Bucket sort creates k buckets....and distribute n numbers in one of those buckets.. Eg.1-10, 11-20, 21-30... O(n+k)
The no.s within the bucket are sorted using insertion O(n²)
It works fine when few numbers end up in same bucket.. O(n+k) But if all numbers end up in same bucket ...O(n²)
My question is if we make range of buckets as 1 ie 0-1 ,1-2, 2-3..... Different no.s won't end up in same bucket....(no sorting within bucket required) O(n+k)
Without concerning space complexity why don't we use this instead of counting sort? Plzz correct me if I m wrong..
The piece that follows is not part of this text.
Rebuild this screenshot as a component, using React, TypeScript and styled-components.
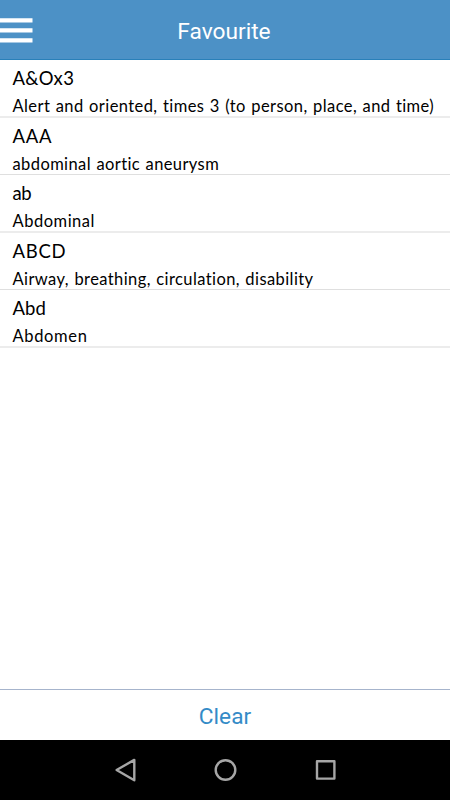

What you propose is a distribution sort called count sort, only a simpler version where you know that elements are not duplicated, so counting stops at 1. It is very efficient in time O(N+n) but does require O(N) space.
Many people will naturally use this method when asked to sort a deck of cards: they will dispatch each card to its position on the table in order to form 4 lines of 13 cards. The final step is to gather the cards line by line. Here we have N == n and since both steps take O(n) time, the sort is very efficient.
When N becomes substantially larger than n, say you want to sort a pile of 20 dollar bills by the order of their serial numbers, this method becomes totally impractical.
If you are sorting integers, you might consider another method with O(n) time complexity: Radix sort.